Disclaimer: Follow the recommended protocols for simulated altitude training unless a customised protocol is designed for you by a qualified oxygen provider. The practices described in this article can result in injury or death.
Training for freediving, compared to that for most sports, can be notably uncomfortable and at times almost impossible to endure. This being so, I was naturally intrigued by the idea, heard from other freedivers, that I could increase my breathhold ability by sitting at a table, casually breathing through a mask and reading a copy of Sports Illustrated. It all sounded wonderfully easy.
A number of articles (and forum threads) on Deeper Blue have discussed Simulated Altitude Training (SAT) . Here’s my very own experience with this recliner-seat approach to preparing for a competition.
I’m sure I’m not the only one who will admit to trying almost anything allowable to improve breathhold times. You’re not really a freediver until you’ve gone for days without food, sculled citric acid with bicarbonate of soda, taken up yoga classes, deprived yourself of sleep and bought a flash speed suit in the hope of going just a little bit longer or deeper. I once drank a bottle of “oxygenated water” because a friend swore it would provide an immediate boost to the O2 stores in my body. It tasted unbelievably bad and made me nauseous for the best part of a very short static. From there on in I vowed to remember that O2 actually has to be breathed to work.
My first go with SAT came in the buildup to the BIOS event in Cyprus, 2004. I did the same SAT programme that any punter off the street would be given: breathe a low O2 mix at 5-minute intervals over the course of an hour. You wear an HR/O2 saturation meter and target specific O2 blood saturations. I had access to a hypoxicator tent but chose the sit-around-a-table method for the lower price tag and – let’s face it – convenience.
Once in Cyprus I concluded that the SAT work I’d been doing had no beneficial effect on my breathhold ability for any freediving discipline. Not surprisingly, there were no markers in my blood profile to suggest that my haematocrit or RBC count had improved. I was on a standard SAT protocol which, in hindsight, was no more than a slight inconvenience to my body – which was already adapted to the highly hypoxic stress placed on it during regular pool and ocean sessions.
At that point I went pretty cold on the SAT idea for a while until Bill Stromberg visited New Zealand and we tried some altitude training together on a slightly more aggressive protocol which Bill designed on the fly. Our goal was to see who could drop their O2 saturation the most without samba. I,for one, experienced some monumental head-spins. Bill seemed to hold it together nicely.

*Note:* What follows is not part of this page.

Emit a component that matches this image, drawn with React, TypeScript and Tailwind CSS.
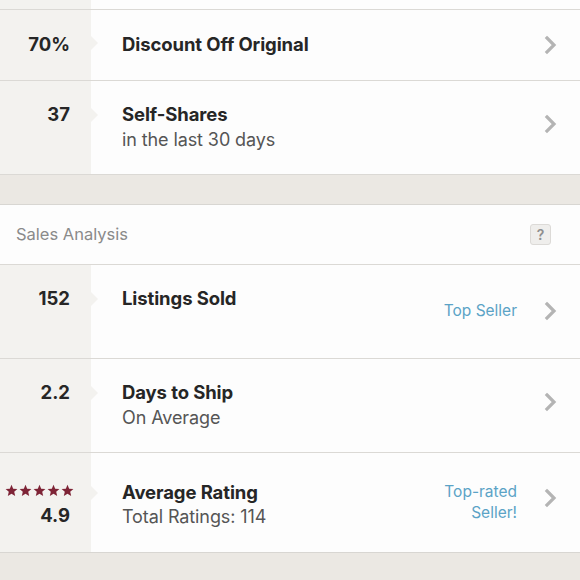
import { ReactNode } from 'react';

function Chevron() {
  return (
    <svg width="14" height="20" viewBox="0 0 14 20" className="shrink-0">
      <path d="M3 3 L10 10 L3 17" fill="none" stroke="#b4b4b4" strokeWidth="3.2" strokeLinecap="square" />
    </svg>
  );
}

function Stars() {
  return (
    <div className="flex gap-[1px]">
      {[0, 1, 2, 3, 4].map((i) => (
        <svg key={i} width="13" height="13" viewBox="0 0 24 24">
          <path d="M12 1.5l3.1 7.2 7.8.6-5.9 5.1 1.8 7.6L12 18l-6.8 4 1.8-7.6-5.9-5.1 7.8-.6z" fill="#7e2436" />
        </svg>
      ))}
    </div>
  );
}

type RowProps = {
  left: ReactNode;
  title: string;
  sub?: string;
  badge?: ReactNode;
  height: string;
};

function Row({ left, title, sub, badge, height }: RowProps) {
  return (
    <div className={`flex border-b border-[#dbd9d5] ${height}`}>
      <div className="relative w-[91px] shrink-0 bg-[#f3f2ef] flex flex-col items-end pr-[21px] pt-[21px]">
        {left}
        <div className="absolute right-[-7px] top-[27px] w-0 h-0 border-y-[7px] border-y-transparent border-l-[7px] border-l-[#f3f2ef]" />
      </div>
      <div className="flex-1 bg-[#fdfdfd] flex pl-[31px] pr-[22px] pt-[21px]">
        <div className="flex-1">
          <div className="text-[18.5px] font-bold text-[#262626] leading-[25px] tracking-[-0.1px]">{title}</div>
          {sub && <div className="text-[18px] text-[#555] leading-[25px] tracking-[-0.1px]">{sub}</div>}
        </div>
        {badge}
      </div>
    </div>
  );
}

export default function App() {
  return (
    <div className="w-[580px] h-[580px] overflow-hidden bg-[#ebe8e3] font-['Inter',sans-serif]">
      <div className="h-[10px] flex border-b border-[#dbd9d5]">
        <div className="w-[91px] bg-[#f3f2ef]" />
        <div className="flex-1 bg-[#fdfdfd]" />
      </div>
      <div className="flex border-b border-[#dbd9d5] h-[71px]">
        <div className="relative w-[91px] shrink-0 bg-[#f3f2ef] flex items-center justify-end pr-[21px]">
          <span className="text-[18.5px] font-bold text-[#262626]">70%</span>
          <div className="absolute right-[-7px] top-[26px] w-0 h-0 border-y-[7px] border-y-transparent border-l-[7px] border-l-[#f3f2ef]" />
        </div>
        <div className="flex-1 bg-[#fdfdfd] flex items-center pl-[31px] pr-[22px]">
          <span className="flex-1 text-[18.5px] font-bold text-[#262626] tracking-[-0.1px]">Discount Off Original</span>
          <Chevron />
        </div>
      </div>
      <Row
        height="h-[94px]"
        left={<span className="text-[18.5px] font-bold text-[#262626] leading-[25px]">37</span>}
        title="Self-Shares"
        sub="in the last 30 days"
        badge={<div className="self-start mt-[12px]"><Chevron /></div>}
      />
      <div className="h-[30px] border-b border-[#d8d6d2]" />
      <div className="h-[60px] bg-[#fdfdfd] border-b border-[#dbd9d5] flex items-center pl-[16px] pr-[29px]">
        <span className="flex-1 text-[16.5px] text-[#8a8a8a]">Sales Analysis</span>
        <div className="w-[21px] h-[21px] rounded-[3px] bg-[#efeeec] border border-[#dcdad7] flex items-center justify-center text-[14px] font-semibold text-[#8f8f8f]">
          ?
        </div>
      </div>
      <Row
        height="h-[94px]"
        left={<span className="text-[18.5px] font-bold text-[#262626] leading-[25px]">152</span>}
        title="Listings Sold"
        badge={
          <div className="self-start mt-[13px] flex items-center gap-[27px]">
            <span className="text-[15.5px] text-[#5ba3c6]">Top Seller</span>
            <Chevron />
          </div>
        }
      />
      <Row
        height="h-[94px]"
        left={<span className="text-[18.5px] font-bold text-[#262626] leading-[25px]">2.2</span>}
        title="Days to Ship"
        sub="On Average"
        badge={<div className="self-start mt-[12px]"><Chevron /></div>}
      />
      <div className="flex border-b border-[#d8d6d2] h-[100px]">
        <div className="relative w-[91px] shrink-0 bg-[#f3f2ef] flex flex-col items-end pr-[17px] pt-[31px]">
          <Stars />
          <span className="text-[18.5px] font-bold text-[#262626] leading-[25px] mt-[6px] mr-[4px]">4.9</span>
          <div className="absolute right-[-7px] top-[33px] w-0 h-0 border-y-[7px] border-y-transparent border-l-[7px] border-l-[#f3f2ef]" />
        </div>
        <div className="flex-1 bg-[#fdfdfd] flex pl-[31px] pr-[22px] pt-[27px]">
          <div className="flex-1">
            <div className="text-[18.5px] font-bold text-[#262626] leading-[25px] tracking-[-0.1px]">Average Rating</div>
            <div className="text-[18px] text-[#555] leading-[24px] tracking-[-0.1px]">Total Ratings: 114</div>
          </div>
          <div className="flex items-start gap-[27px]">
            <div className="text-right text-[15.5px] text-[#5ba3c6] leading-[21px] mt-[1px]">
              Top-rated
              <br />
              Seller!
            </div>
            <div className="mt-[8px]"><Chevron /></div>
          </div>
        </div>
      </div>
    </div>
  );
}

It seemed that the optimal standard for an ideal hypoxic session is saturations held to around 70% over the standard timing intervals. It’s very similar to the sensation I feel on surfacing from a 6-minute-plus breathhold. The body seems to think it is actually freediving – you need regular toilet stops. After training sessions on this plan I can normally perform 4-minute dry statics with minimal discomfort – and I suck at dry statics. A definite performance gain.
On this occasion I took five days’ rest after the SAT sessions before trying a maximum static breathhold. During the go-for-it static I experienced a couple of contractions at around 4 minutes, but generally felt comfortable through to 6:30. I did a bit of struggle towards the end but surfaced cleanly at 7:30. The best I had done without the SAT was 7:00. This is a very significant difference.
I haddn’t changed anything, to the best of my knowldge, in my warmup or in my training routine during the weeks leading up to the attempt, so I’m pretty confident that given the right protocol. SAT training can have a significant impact on breathhold times. I have, at times, been too aggressive with SAT work. I know when this has happened – during all-out statics I experience pins and needles or cloudiness by 6 minutes, warning me that a samba is close.
If you have some extra time and money then consider giving the SAT stuff a go. The downsides are the cost factor and the lack of portability. It’s possible to get small, light hypoxicator units for travelling but they heat up and are a bit of a hassle to use. Anything’s better than drinking some dodgy oxygenated water for training -unless you’re a Bevan Dewar, and simply hold your breath until your blood saturation reaches 60% then ever so slowly sip in air to hold your saturation constant for 5 minutes at a time.
I think I’ll be staying with the soft approach for a while longer.